Task directions.
Report, word for word, every line of the material that contains "this".

Material provided.
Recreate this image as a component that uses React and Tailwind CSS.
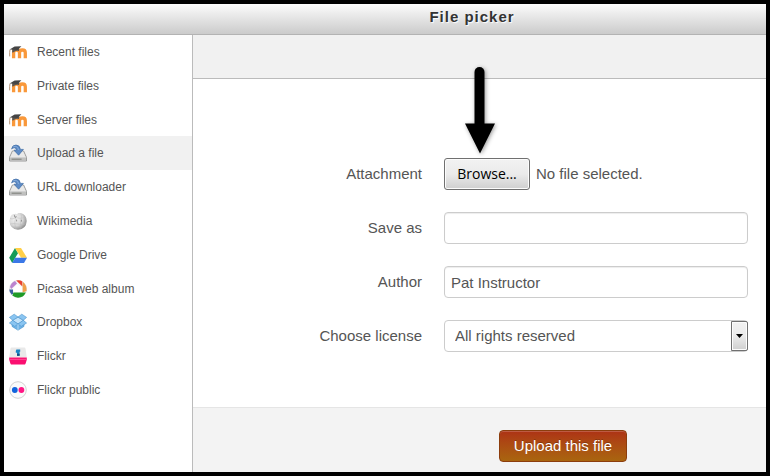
import { useRef, useState } from "react";

function MoodleIcon() {
  return (
    <svg viewBox="0 0 18 18" className="h-[18px] w-[18px]">
      <path d="M4.6 15.2V9.8Q4.6 7 7.5 7T10.5 9.8V15.2M10.5 9.8Q10.5 7 13.4 7T16.3 9.8V15.2" fill="none" stroke="#f9983a" strokeWidth="3.3" />
      <path d="M3.2 6 10.2 5 10 8Q7 7.4 4.6 9.2L3.2 9.4Z" fill="#5a5550" />
      <path d="M0.6 6.6 5.6 3.4 12.4 3.2 8.6 7Z" fill="#454545" />
      <path d="M1 6.6Q0.4 9 0.7 13.4" fill="none" stroke="#b08b6c" strokeWidth="0.9" />
    </svg>
  );
}

function DriveIcon() {
  return (
    <svg viewBox="0 0 18 18" className="h-[18px] w-[18px]">
      <path d="M3.4 7H14.6L17.5 13.4V17H0.5V13.4Z" fill="#dcdddc" stroke="#929392" strokeWidth="0.9" />
      <path d="M4 7.6H14L16.6 13H1.4Z" fill="#e9e9e8" />
      <path d="M1 13.6H17V16.4H1Z" fill="#c0c1bf" />
      <path d="M2.6 15.2H12.6" stroke="#7b7d79" strokeWidth="1" />
      <path d="M2.6 5Q3.2 1 7 1Q11 1.2 11.4 5.4H14.4L9.6 11.2 5 6.2H7.6Q7.2 3.9 5.4 3.8Q3.7 3.8 2.6 5Z" fill="#5d8bc6" stroke="#3e6ba5" strokeWidth="0.7" />
      <path d="M4.2 2.8Q8.4 1 9.6 6" fill="none" stroke="#8fb4de" strokeWidth="0.8" />
    </svg>
  );
}

function WikimediaIcon() {
  return (
    <svg viewBox="0 0 18 18" className="h-[18px] w-[18px]">
      <defs>
        <radialGradient id="globe" cx="35%" cy="35%" r="70%">
          <stop offset="0" stopColor="#f4f4f4" />
          <stop offset="0.6" stopColor="#d6d6d6" />
          <stop offset="1" stopColor="#8c8c8c" />
        </radialGradient>
      </defs>
      <path d="M3.2 2.2 5.2 4 6.5 1.6Q8 3 9 1L11.5.9Q17.5 2.5 17.7 9Q17.2 17.2 9 17.7Q1 17 .4 9Q.4 5 3.2 2.2Z" fill="url(#globe)" />
      <path d="M1 6.4Q3 7.4 5 6.4T9 6 13 6 17.2 6.4M1 12Q5 11 9 12T17 12M6 4Q7 7 6 9T7 17M12 1.4Q13 5 12 8T12 17" fill="none" stroke="#bcbcbc" strokeWidth="0.5" />
      <path d="M5 2.4 6 5.4 7.6 4.6M7.6 7.6V9.4M12.4 7.8V9.6" fill="none" stroke="#8a8a8a" strokeWidth="0.9" />
    </svg>
  );
}

function GoogleDriveIcon() {
  return (
    <svg viewBox="0 0 18 18" className="h-[18px] w-[18px]">
      <path d="M6 2 9 7.2 3.2 17 0.2 11.8Z" fill="#149b57" />
      <path d="M6 2H12L18 11.8H12Z" fill="#ffcf48" />
      <path d="M6.2 11.8H18L15 17H3.2Z" fill="#3b78e7" />
    </svg>
  );
}

function PicasaIcon() {
  return (
    <svg viewBox="0 0 18 18" className="h-[18px] w-[18px]">
      <circle cx="9" cy="9" r="8.5" fill="#f6f6f6" stroke="#cfcfcf" strokeWidth="0.5" />
      <path d="M1 7Q2.2 2.6 6 1L8 3.6 2.2 9Z" fill="#bb84cf" />
      <path d="M7.2.5Q11-.3 13.4 1.5V6.4Z" fill="#e8432f" />
      <path d="M14 2Q18 5 17.6 11L13.6 12.4V5Z" fill="#f0a04a" />
      <path d="M4.4 12.6H16.8Q14.5 17.8 9 17.8Q5.8 17.6 3.4 15.5Z" fill="#1f9a26" />
      <path d="M.3 9.4 4 9.6V13.2L2.8 14.8Q.2 12.2.3 9.4Z" fill="#3c609e" />
      <path d="M8.2 4.4 13 7.2V12H5L4.3 8.4Z" fill="#fff" />
    </svg>
  );
}

function DropboxIcon() {
  return (
    <svg viewBox="0 0 18 18" className="h-[18px] w-[18px]" stroke="#4b94cc" strokeWidth="0.6">
      <path d="M3 8V13.4L9 17.2 15 13.4V8Z" fill="#70b4e7" />
      <path d="M3.4 7.4 9 4.2 14.6 7.4 9 11Z" fill="#c3e3fa" />
      <path d="M5.2 1.2 9 4 3.7 7.3.4 4.4ZM12.8 1.2 9 4 14.3 7.3 17.6 4.4ZM3.7 7.3 9 11 5.7 13.4.4 10ZM14.3 7.3 9 11 12.3 13.4 17.6 10Z" fill="#8ac5f1" />
      <path d="M9 11V17" stroke="#dff1ff" />
    </svg>
  );
}

function FlickrIcon() {
  return (
    <svg viewBox="0 0 18 18" className="h-[18px] w-[18px]">
      <path d="M2.6.6H15.4Q16.4.6 16.6 2L17.8 10.5H.2L1.4 2Q1.6.6 2.6.6Z" fill="#e9e9e9" />
      <path d="M.2 10.4H17.8V12.8L16.6 16.4Q16.2 17.6 15 17.6H3Q1.8 17.6 1.4 16.4L.2 12.8Z" fill="#fa0f70" />
      <path d="M.6 12.4H17.4" stroke="#ff5c9f" strokeWidth="0.8" />
      <path d="M7.4 2.6H11.2V4.8H10.6V8.8H8V5.8H6.8V4Z" fill="#1a83c4" />
      <path d="M8 6.8H10.6V8.8H8Z" fill="#174d80" />
    </svg>
  );
}

function FlickrPublicIcon() {
  return (
    <svg viewBox="0 0 18 18" className="h-[18px] w-[18px]">
      <circle cx="9" cy="9" r="8.3" fill="#fbfbfb" stroke="#d2d2d2" />
      <circle cx="5.8" cy="9" r="2.9" fill="#1264dc" />
      <circle cx="12.4" cy="9" r="2.9" fill="#ff1684" />
    </svg>
  );
}

const repositories = [
  { name: "Recent files", Icon: MoodleIcon },
  { name: "Private files", Icon: MoodleIcon },
  { name: "Server files", Icon: MoodleIcon },
  { name: "Upload a file", Icon: DriveIcon },
  { name: "URL downloader", Icon: DriveIcon },
  { name: "Wikimedia", Icon: WikimediaIcon },
  { name: "Google Drive", Icon: GoogleDriveIcon },
  { name: "Picasa web album", Icon: PicasaIcon },
  { name: "Dropbox", Icon: DropboxIcon },
  { name: "Flickr", Icon: FlickrIcon },
  { name: "Flickr public", Icon: FlickrPublicIcon },
];

function FormRow({ label, htmlFor, children }) {
  return (
    <div className="flex h-8 items-center gap-[22px]">
      <label htmlFor={htmlFor} className="w-[229px] shrink-0 text-right">
        {label}
      </label>
      <div className="relative flex h-8 min-w-0 flex-1 items-center">{children}</div>
    </div>
  );
}

function App() {
  const [active, setActive] = useState("Upload a file");
  const [fileName, setFileName] = useState("");
  const fileInput = useRef(null);

  return (
    <div className="flex min-h-screen flex-col border-4 border-black bg-white font-['Liberation_Sans',Arial,sans-serif] text-[15px] leading-5 text-[#555]">
      {/* Title bar */}
      <header className="flex h-[31px] shrink-0 justify-center border-b border-[#b3b3b3] bg-linear-to-b from-[#fcfcfc] to-[#cbcbcb] pt-[3px] pl-[174px]">
        <h1 className="text-[15px] leading-5 font-bold tracking-[1px] text-[#333] [text-shadow:1px_1px_1px_#fff]">
          File picker
        </h1>
      </header>

      <div className="flex flex-1">
        {/* Repositories */}
        <nav className="w-[189px] shrink-0 border-r border-[#bbb]">
          <ul className="grid h-[372px] auto-rows-fr text-xs">
            {repositories.map(({ name, Icon }) => (
              <li key={name}>
                <a
                  href="#"
                  onClick={() => setActive(name)}
                  className={`flex h-full items-center gap-[10px] pl-[5px] ${
                    active === name ? "bg-[#f1f1f1]" : ""
                  }`}
                >
                  <Icon />
                  <span>{name}</span>
                </a>
              </li>
            ))}
          </ul>
        </nav>

        <main className="flex min-w-0 flex-1 flex-col">
          <div className="h-11 shrink-0 border-b border-[#bbb] bg-[#f1f1f1]"></div>

          <form className="flex flex-1 flex-col" onSubmit={(e) => e.preventDefault()}>
            <div className="flex flex-1 flex-col gap-[22px] pt-[79px] pr-[18px]">
              <FormRow label="Attachment" htmlFor="attachment">
                <input
                  ref={fileInput}
                  id="attachment"
                  type="file"
                  className="hidden"
                  onChange={(e) => setFileName(e.target.files[0]?.name || "")}
                />
                <button
                  type="button"
                  onClick={() => fileInput.current.click()}
                  className="h-8 w-[86px] rounded-[3px] border border-[#707070] bg-linear-to-b from-[#f2f2f2] from-0% via-[#ebebeb] via-50% to-[#cfcfcf] font-['Open_Sans',sans-serif] text-sm text-black shadow-[inset_0_0_0_1px_#fcfcfc]"
                >
                  Browse...
                </button>
                <span className="ml-[6px]">{fileName || "No file selected."}</span>
                {/* Pointer down to the browse button */}
                <svg
                  viewBox="0 0 36 92"
                  className="pointer-events-none absolute bottom-8 left-[18px] h-[92px] w-9 drop-shadow-[1px_1px_2px_#0006]"
                >
                  <path d="M17.5 6V62" stroke="#000" strokeWidth="10" strokeLinecap="round" />
                  <path d="M3 57.5H33L18 87.5Z" />
                </svg>
              </FormRow>

              <FormRow label="Save as" htmlFor="save-as">
                <input
                  id="save-as"
                  type="text"
                  className="h-8 w-full rounded border border-[#ccc] bg-white px-[6px] shadow-[inset_0_1px_1px_#00000013]"
                />
              </FormRow>

              <FormRow label="Author" htmlFor="author">
                <input
                  id="author"
                  type="text"
                  defaultValue="Pat Instructor"
                  className="h-8 w-full rounded border border-[#ccc] bg-white px-[6px] shadow-[inset_0_1px_1px_#00000013]"
                />
              </FormRow>

              <FormRow label="Choose license" htmlFor="license">
                <select
                  id="license"
                  className="h-8 w-full appearance-none rounded border border-[#ccc] bg-white pr-5 pl-[10px]"
                >
                  <option>All rights reserved</option>
                  <option>Public domain</option>
                  <option>Creative Commons</option>
                </select>
                <span className="pointer-events-none absolute top-px right-0 flex h-[30px] w-[17px] items-center justify-center rounded-r-[2px] border border-[#707070] bg-linear-to-b from-[#f2f2f2] via-[#ebebeb] via-50% to-[#cfcfcf] shadow-[inset_0_0_0_1px_#fcfcfc]">
                  <svg viewBox="0 0 7 4" className="h-1 w-[7px]">
                    <path d="M0 0H7L3.5 4Z" />
                  </svg>
                </span>
              </FormRow>
            </div>

            <div className="flex h-[65px] shrink-0 justify-center border-t border-[#e5e5e5] bg-[#f3f3f3] pt-[22px] pl-[167px]">
              <button
                type="submit"
                className="h-8 w-32 rounded border border-[#8c3d0d] bg-linear-to-b from-[#ad3215] to-[#a9650f] text-[15px] text-white shadow-[inset_0_1px_0_#ffffff33] [text-shadow:0_-1px_0_#00000040]"
              >
                Upload this file
              </button>
            </div>
          </form>
        </main>
      </div>
    </div>
  );
}

export default App;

Task output.
Recreate this image as a component that uses React and Tailwind CSS.
                Upload this file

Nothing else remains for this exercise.